In this exercise, return the whole listing exactly, excluding any images.
━━━━━━━━
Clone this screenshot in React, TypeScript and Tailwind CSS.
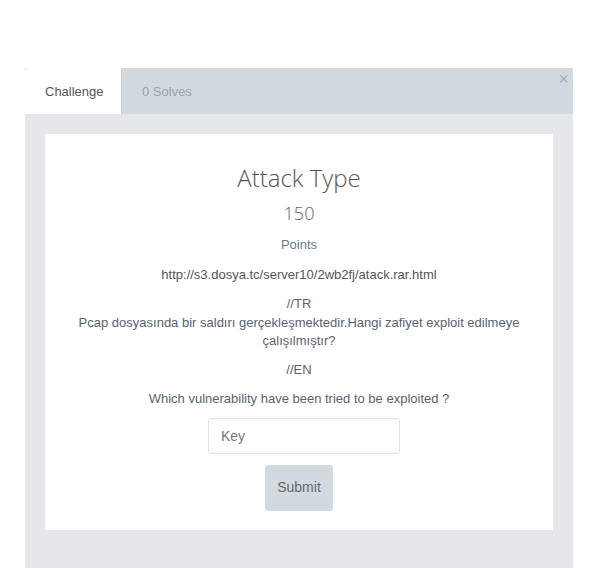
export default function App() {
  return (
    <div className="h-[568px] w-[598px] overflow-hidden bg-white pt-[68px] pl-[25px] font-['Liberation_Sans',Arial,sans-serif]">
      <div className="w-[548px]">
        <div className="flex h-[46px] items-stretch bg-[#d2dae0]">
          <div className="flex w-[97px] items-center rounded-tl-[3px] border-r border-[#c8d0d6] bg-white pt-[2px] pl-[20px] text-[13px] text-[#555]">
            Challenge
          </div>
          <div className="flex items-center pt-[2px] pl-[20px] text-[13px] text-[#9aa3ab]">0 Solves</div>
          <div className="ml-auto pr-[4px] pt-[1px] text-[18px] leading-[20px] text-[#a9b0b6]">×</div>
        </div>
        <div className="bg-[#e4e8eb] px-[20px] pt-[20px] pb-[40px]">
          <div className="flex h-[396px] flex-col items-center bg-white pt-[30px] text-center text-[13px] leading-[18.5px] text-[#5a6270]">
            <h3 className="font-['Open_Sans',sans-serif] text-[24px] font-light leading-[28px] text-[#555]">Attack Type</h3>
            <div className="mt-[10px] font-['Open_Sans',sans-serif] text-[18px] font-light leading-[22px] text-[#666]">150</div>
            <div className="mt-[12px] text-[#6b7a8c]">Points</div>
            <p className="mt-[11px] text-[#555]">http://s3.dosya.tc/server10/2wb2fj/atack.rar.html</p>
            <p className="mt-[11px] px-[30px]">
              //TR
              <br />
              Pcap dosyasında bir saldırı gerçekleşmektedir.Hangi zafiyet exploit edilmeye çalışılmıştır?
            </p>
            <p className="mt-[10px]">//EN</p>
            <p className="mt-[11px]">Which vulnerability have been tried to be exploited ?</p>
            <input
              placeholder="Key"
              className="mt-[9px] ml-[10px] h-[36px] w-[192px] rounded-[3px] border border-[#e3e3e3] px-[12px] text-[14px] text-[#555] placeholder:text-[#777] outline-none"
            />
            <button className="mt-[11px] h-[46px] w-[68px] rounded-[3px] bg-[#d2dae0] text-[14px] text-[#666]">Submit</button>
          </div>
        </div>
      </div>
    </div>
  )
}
━━━━━━━━
▶ _Task answer_
Clone this screenshot in React, TypeScript and Tailwind CSS.
export default function App() {
  return (
    <div className="h-[568px] w-[598px] overflow-hidden bg-white pt-[68px] pl-[25px] font-['Liberation_Sans',Arial,sans-serif]">
      <div className="w-[548px]">
        <div className="flex h-[46px] items-stretch bg-[#d2dae0]">
          <div className="flex w-[97px] items-center rounded-tl-[3px] border-r border-[#c8d0d6] bg-white pt-[2px] pl-[20px] text-[13px] text-[#555]">
            Challenge
          </div>
          <div className="flex items-center pt-[2px] pl-[20px] text-[13px] text-[#9aa3ab]">0 Solves</div>
          <div className="ml-auto pr-[4px] pt-[1px] text-[18px] leading-[20px] text-[#a9b0b6]">×</div>
        </div>
        <div className="bg-[#e4e8eb] px-[20px] pt-[20px] pb-[40px]">
          <div className="flex h-[396px] flex-col items-center bg-white pt-[30px] text-center text-[13px] leading-[18.5px] text-[#5a6270]">
            <h3 className="font-['Open_Sans',sans-serif] text-[24px] font-light leading-[28px] text-[#555]">Attack Type</h3>
            <div className="mt-[10px] font-['Open_Sans',sans-serif] text-[18px] font-light leading-[22px] text-[#666]">150</div>
            <div className="mt-[12px] text-[#6b7a8c]">Points</div>
            <p className="mt-[11px] text-[#555]">http://s3.dosya.tc/server10/2wb2fj/atack.rar.html</p>
            <p className="mt-[11px] px-[30px]">
              //TR
              <br />
              Pcap dosyasında bir saldırı gerçekleşmektedir.Hangi zafiyet exploit edilmeye çalışılmıştır?
            </p>
            <p className="mt-[10px]">//EN</p>
            <p className="mt-[11px]">Which vulnerability have been tried to be exploited ?</p>
            <input
              placeholder="Key"
              className="mt-[9px] ml-[10px] h-[36px] w-[192px] rounded-[3px] border border-[#e3e3e3] px-[12px] text-[14px] text-[#555] placeholder:text-[#777] outline-none"
            />
            <button className="mt-[11px] h-[46px] w-[68px] rounded-[3px] bg-[#d2dae0] text-[14px] text-[#666]">Submit</button>
          </div>
        </div>
      </div>
    </div>
  )
}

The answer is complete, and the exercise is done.